20 minutes later, I put my shoes back on and head back to the entrance, only ten minutes from the top of the waterfall. I want to spend the afternoon at Paradise Cave.
Tip: For a hike in the Botanical Gardens bring closed shoes with grip, long trousers/top, and insect repellent. The forest is buzzing with mozzies – good to make you walk faster, bad if you want to stop and admire nature.
Where to stay in Phong Nha-Ke Bang National Park
- Easy Tiger Hostel: Among the selection of cheap accommodation in Phong Nha, the Easy Tiger with its Jungle Bar is the favorite and meeting point for backpackers from all over the world. They have pulled out of booking platforms. So via email is the only way to book their beds (follow the link).
- Thanh Phat Guest House: I didn’t feel like staying in a dorm and picked a guesthouse (for $13/night ensuite incl. a/c and breakfast) right across the street.
- Heritage By Night Hotel: Summers in Vietnam get very hot. So if you are looking for a budget accommodation with a swimming pool, the Heritage by Night is where you need to be. They have regular hotel rooms plus dorms available.
- Dark Cave Eco Stay: The Dark Cave Eco Stay is the best place to enjoy all of Dark Cave (and a bath in the Chay River) has to offer over several days. However, it is far from any gastronomy (other than the hotel’s own and the Dark Cave restaurants), and I didn’t find any online presence for them to book ahead or check rates and reviews.

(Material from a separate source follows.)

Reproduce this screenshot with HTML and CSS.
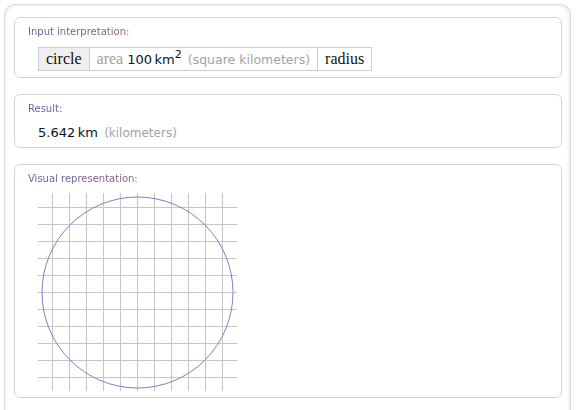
FILE: index.html
```html
<!DOCTYPE html>
<html>
<head>
<meta charset="utf-8">
<link rel="stylesheet" href="styles.css">
</head>
<body>
<div class="frame">
  <section class="pod pod-input">
    <h2 class="pod-title">Input interpretation:</h2>
    <div class="interp">
      <span class="cell cell-head">circle</span>
      <span class="cell"><span class="serif-gray">area</span> <span class="qty">100&#8201;km<sup>2</sup></span> <span class="unit-name">(square kilometers)</span></span>
      <span class="cell">radius</span>
    </div>
  </section>
  <section class="pod pod-result">
    <h2 class="pod-title">Result:</h2>
    <div class="result"><span class="qty">5.642&#8201;km</span> <span class="unit-name">(kilometers)</span></div>
  </section>
  <section class="pod pod-visual">
    <h2 class="pod-title">Visual representation:</h2>
    <svg class="plot" width="200" height="199" viewBox="0 0 200 199">
      <g stroke="#c6c6c6" stroke-width="1" fill="none">
        <path d="M0 14.5H199M0 31.5H199M0 48.5H199M0 65.5H199M0 82.5H199M0 99.5H199M0 116.5H199M0 133.5H199M0 150.5H199M0 167.5H199M0 184.5H199"/>
        <path d="M14.5 0V198M31.5 0V198M48.5 0V198M65.5 0V198M82.5 0V198M99.5 0V198M116.5 0V198M133.5 0V198M150.5 0V198M167.5 0V198M184.5 0V198"/>
      </g>
      <circle cx="99.5" cy="99.5" r="95.5" fill="none" stroke="#7f7fc2" stroke-width="1"/>
    </svg>
  </section>
</div>
</body>
</html>
```
FILE: styles.css
```css
html, body {
  margin: 0;
  padding: 0;
  background: #ffffff;
}
body {
  width: 581px;
  height: 410px;
  overflow: hidden;
  font-family: "DejaVu Sans", Verdana, sans-serif;
}
.frame {
  margin: 4px 0 0 4px;
  width: 567px;
  height: 420px;
  box-sizing: border-box;
  border: 1px solid #dcdcdc;
  border-bottom: none;
  border-radius: 11px 11px 0 0;
  box-shadow: inset 0 0 4px rgba(0, 0, 0, 0.12);
  padding: 12px 8px 0 9px;
  display: flex;
  flex-direction: column;
  gap: 16px;
}
.pod {
  border: 1px solid #d4d4d4;
  border-radius: 6px;
  background: #fff;
  padding: 7px 12px 6px 13px;
  font-size: 10px;
}
.pod-title {
  margin: 0;
  font-weight: normal;
  font-size: 10px;
  line-height: 13px;
  color: #6a5f98;
  background: linear-gradient(90deg, #5560a8 0px, #7b5b8e 60px, #8b6270 110px, #8b6270 200px);
  -webkit-background-clip: text;
  background-clip: text;
  -webkit-text-fill-color: transparent;
  display: block;
  width: max-content;
}
.interp {
  display: flex;
  margin: 9px 0 0 10px;
}
.cell {
  border: 1px solid #cfcfcf;
  border-left: none;
  height: 22px;
  line-height: 22px;
  padding: 0 7px;
  font-family: "Liberation Serif", "Times New Roman", serif;
  font-size: 16px;
  color: #111;
  white-space: nowrap;
}
.cell:first-child {
  border-left: 1px solid #cfcfcf;
}
.cell-head {
  background: #efefef;
}
.serif-gray {
  color: #a0a0a0;
}
.qty {
  font-family: "DejaVu Sans", Verdana, sans-serif;
  font-size: 13px;
  color: #111;
}
.qty sup {
  font-size: 11px;
  line-height: 0;
  vertical-align: 6px;
}
.unit-name {
  font-family: "DejaVu Sans", Verdana, sans-serif;
  font-size: 12.5px;
  color: #a3a3a3;
  margin-left: 2px;
}
.pod-result {
  padding-bottom: 5px;
}
.result {
  margin: 9px 0 0 10px;
  line-height: 18px;
  font-size: 13px;
  white-space: nowrap;
}
.result .unit-name {
  font-size: 12px;
}
.pod-visual {
  padding-bottom: 5px;
}
.plot {
  display: block;
  margin: 8px 0 0 10px;
}
```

- Phong Nha Botanical Garden: For a rustic stay in one of their rooms (privates/dorms) or even to pitch your own tent in the jungle, head over to the Botanical Garden. However, your own means of transport is indispensable as there is not much on offer in terms of food/drinks within kilometers of the Botanical Garden, other than the Botanical Garden’s own restaurant. Again, I wasn’t able to find any online booking option or contact details.